En France, les enseignes emblématiques de nos centres-villes disparaissent : Camaïeu (511 magasins, 2 100 emplois) en 2022, Jennyfer (550 magasins) aujourd’hui.
Face à ce modèle toxique qui détruit l’environnement, exploite la main-d’œuvre, vide nos centres-villes et fragilise notre souveraineté, nous devons réagir.
Avec mes collègues du groupe S&D, nous défendu des textes essentiels sur le devoir de vigilance, les plateformes numériques et la lutte contre le travail forcé.
Mais il est urgent d’aller plus loin :
- Supprimer dès maintenant l’exonération de droits de douane sur les colis de moins de 150 € – sans attendre 2028.
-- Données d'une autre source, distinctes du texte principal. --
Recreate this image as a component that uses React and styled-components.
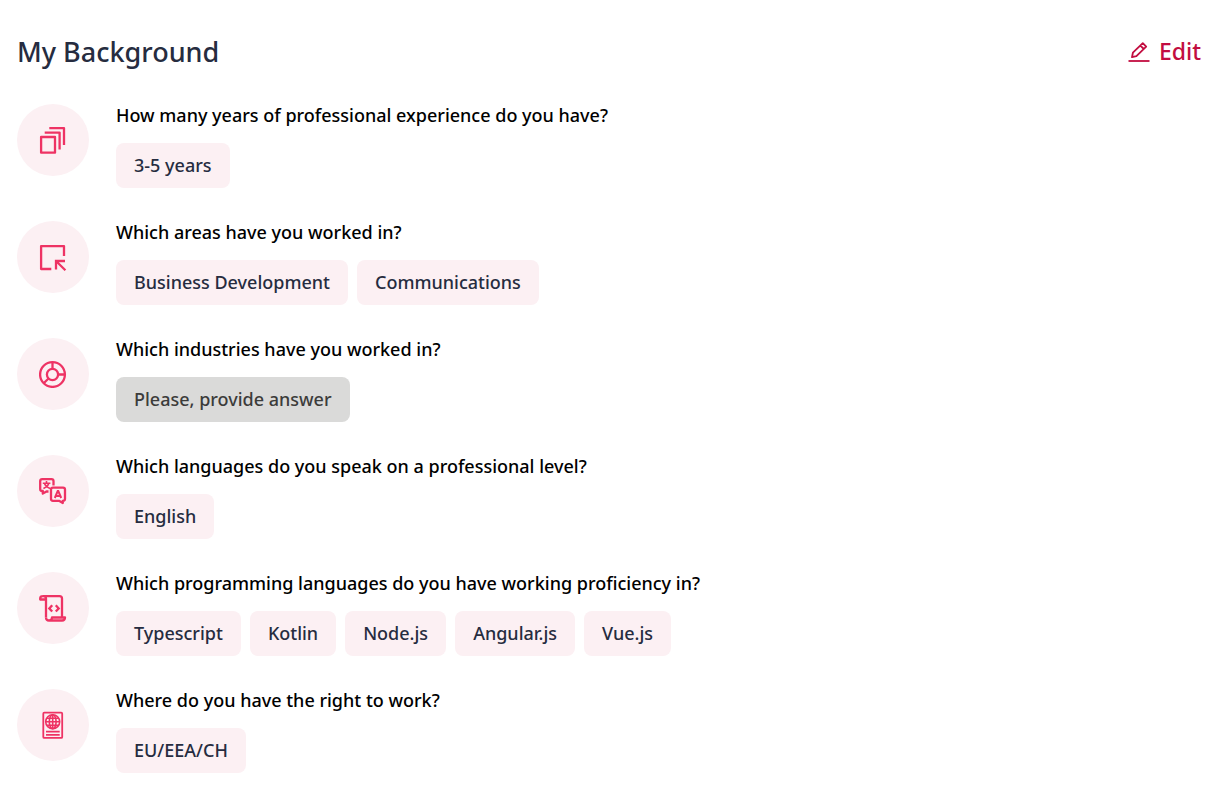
import React from "react";
import styled, { createGlobalStyle } from "styled-components";

const GlobalStyle = createGlobalStyle`
  * {
    box-sizing: border-box;
  }

  body {
    margin: 0;
    background: #ffffff;
    font-family: "Noto Sans", "Open Sans", sans-serif;
    font-weight: 500;
  }
`;

const Section = styled.section`
  padding: 32px 24px 14px 17px;
`;

const Header = styled.header`
  display: flex;
  align-items: flex-start;
  justify-content: space-between;
  margin-bottom: 32px;
`;

const Title = styled.h1`
  margin: 0;
  color: #262c40;
  font-size: 27px;
  font-weight: 500;
  line-height: 40px;
`;

const EditButton = styled.button`
  display: flex;
  align-items: center;
  gap: 9px;
  padding: 0;
  border: none;
  background: none;
  color: #c20d40;
  font-family: inherit;
  font-size: 23px;
  font-weight: 500;
  line-height: 38px;
  cursor: pointer;
`;

const List = styled.ul`
  display: flex;
  flex-direction: column;
  gap: 33px;
  margin: 0;
  padding: 0;
  list-style: none;
`;

const Item = styled.li`
  display: flex;
  gap: 27px;
`;

const IconCircle = styled.div`
  display: flex;
  flex-shrink: 0;
  align-items: center;
  justify-content: center;
  width: 72px;
  height: 72px;
  border-radius: 50%;
  background: #fcf0f3;
  color: #ee3364;
`;

const Question = styled.h2`
  margin: 0 0 16px;
  color: #000000;
  font-size: 18px;
  font-weight: 500;
  line-height: 23px;
`;

const Answers = styled.div`
  display: flex;
  flex-wrap: wrap;
  gap: 9px;
`;

const Answer = styled.span`
  padding: 0 18px;
  border-radius: 8px;
  background: ${({ $empty }) => ($empty ? "#dadad9" : "#fcf0f3")};
  color: ${({ $empty }) => ($empty ? "#3c3c3b" : "#262c40")};
  font-size: 18px;
  line-height: 45px;
`;

const Icon = ({ children }) => (
  <svg
    width="28"
    height="28"
    viewBox="0 0 28 28"
    fill="none"
    stroke="currentColor"
    strokeWidth="2.3"
    aria-hidden="true"
  >
    {children}
  </svg>
);

const PencilIcon = () => (
  <svg
    width="22"
    height="22"
    viewBox="0 0 22 22"
    fill="none"
    stroke="currentColor"
    strokeWidth="1.8"
    strokeLinejoin="round"
    aria-hidden="true"
  >
    <path d="M4 17.2 4.9 12.7 14.8 3.2 18.2 6.6 8.4 16.2ZM12.4 5.6 15.8 9" />
    <path d="M.5 21H21.5" />
  </svg>
);

const StackIcon = () => (
  <Icon>
    <g strokeLinejoin="round">
      <path d="M2.1 11H16V26.7H2.1Z" />
      <path d="M5.7 6.6H20.6V23.5" />
      <path d="M10.3 2.1H25V18.9" />
    </g>
  </Icon>
);

const AreaIcon = () => (
  <Icon>
    <path strokeLinejoin="round" d="M12.3 26H2.1V3.1H25V13" />
    <path d="M26 18H17V26.4M17 18 26.4 27.2" />
  </Icon>
);

const IndustryIcon = () => (
  <Icon>
    <circle cx="13.5" cy="14.5" r="12.4" />
    <circle cx="13.5" cy="14.5" r="5.6" />
    <path d="M13.5 2V9M19 14.5H26M9.5 18.5 4.7 23.3" />
  </Icon>
);

const LanguageIcon = () => (
  <Icon>
    <g strokeLinejoin="round">
      <path d="M9.5 14.5H7.5L3.8 16.6V14H3Q1.2 14 1.2 12V4.1Q1.2 2.1 3.2 2.1H12.5Q14.5 2.1 14.5 4.1V8.5" />
      <path d="M14 10.6H24Q26 10.6 26 12.6V21.8Q26 23.8 24 23.8H23.8V26L20 23.8H14Q12 23.8 12 21.8V12.6Q12 10.6 14 10.6Z" />
    </g>
    <path strokeWidth="1.6" d="M7.5 3.9V6M3.8 6.3H11.4M9.8 6.3Q9 9.5 4.4 11.5M5.4 6.3Q6.4 9.5 11 11.5" />
    <path strokeWidth="2" d="M15.8 21 18.7 14H19.3L22.2 21M17 18.9H21" />
  </Icon>
);

const CodeIcon = () => (
  <Icon>
    <g strokeLinejoin="round">
      <path d="M3.5 2.1H20.5Q23 2.1 23 4.5V23M7 23.5V4.5Q7 2.1 4 2.1Q1.2 2.1 1.2 4.4V5.5H7" />
      <path d="M7 23.5Q7 26.5 10 26.5H23Q26 26.5 26 23.5H13Q12.8 26.5 10 26.5" />
    </g>
    <path d="M13.2 11.2 10.3 14.4 13.2 17.6M16.8 11.2 19.7 14.4 16.8 17.6" />
  </Icon>
);

const PassportIcon = () => (
  <Icon>
    <rect x="4.3" y="1.7" width="18.9" height="25.2" rx="1" strokeWidth="1.8" />
    <g strokeWidth="1.6">
      <circle cx="13.7" cy="10.7" r="7" />
      <ellipse cx="13.7" cy="10.7" rx="3.4" ry="7" />
      <path d="M13.7 3.7V17.7M6.7 10.7H20.7M7.8 7.2H19.6M7.8 14.2H19.6" />
    </g>
    <path strokeWidth="1.6" d="M7 20.6H20.7M7 23.9H20.7" />
  </Icon>
);

const background = [
  {
    icon: StackIcon,
    question: "How many years of professional experience do you have?",
    answers: ["3-5 years"],
  },
  {
    icon: AreaIcon,
    question: "Which areas have you worked in?",
    answers: ["Business Development", "Communications"],
  },
  {
    icon: IndustryIcon,
    question: "Which industries have you worked in?",
    answers: [],
  },
  {
    icon: LanguageIcon,
    question: "Which languages do you speak on a professional level?",
    answers: ["English"],
  },
  {
    icon: CodeIcon,
    question: "Which programming languages do you have working proficiency in?",
    answers: ["Typescript", "Kotlin", "Node.js", "Angular.js", "Vue.js"],
  },
  {
    icon: PassportIcon,
    question: "Where do you have the right to work?",
    answers: ["EU/EEA/CH"],
  },
];

const App = () => {
  return (
    <>
      <GlobalStyle />
      <Section>
        <Header>
          <Title>My Background</Title>
          <EditButton type="button">
            <PencilIcon />
            Edit
          </EditButton>
        </Header>
        <List>
          {background.map(({ icon: ItemIcon, question, answers }) => (
            <Item key={question}>
              <IconCircle>
                <ItemIcon />
              </IconCircle>
              <div>
                <Question>{question}</Question>
                <Answers>
                  {answers.map((answer) => (
                    <Answer key={answer}>{answer}</Answer>
                  ))}
                  {answers.length === 0 && <Answer $empty>Please, provide answer</Answer>}
                </Answers>
              </div>
            </Item>
          ))}
        </List>
      </Section>
    </>
  );
};

export default App;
- Mettre en place un filtrage rigoureux des investissements étrangers dans la logistique stratégique.
- Limiter les publicités et partenariats d’influence qui promeuvent la fast fashion et inciter la promotion d’une industrie de la mode plus vertueuse.
- Accélérer la mise en œuvre du passeport numérique des produits, pour plus de transparence sur leur composition, leur impact environnemental et leur recyclabilité.
Il est temps de défendre un modèle textile durable, local et social, à la hauteur de nos engagements écologiques, sociaux et économiques.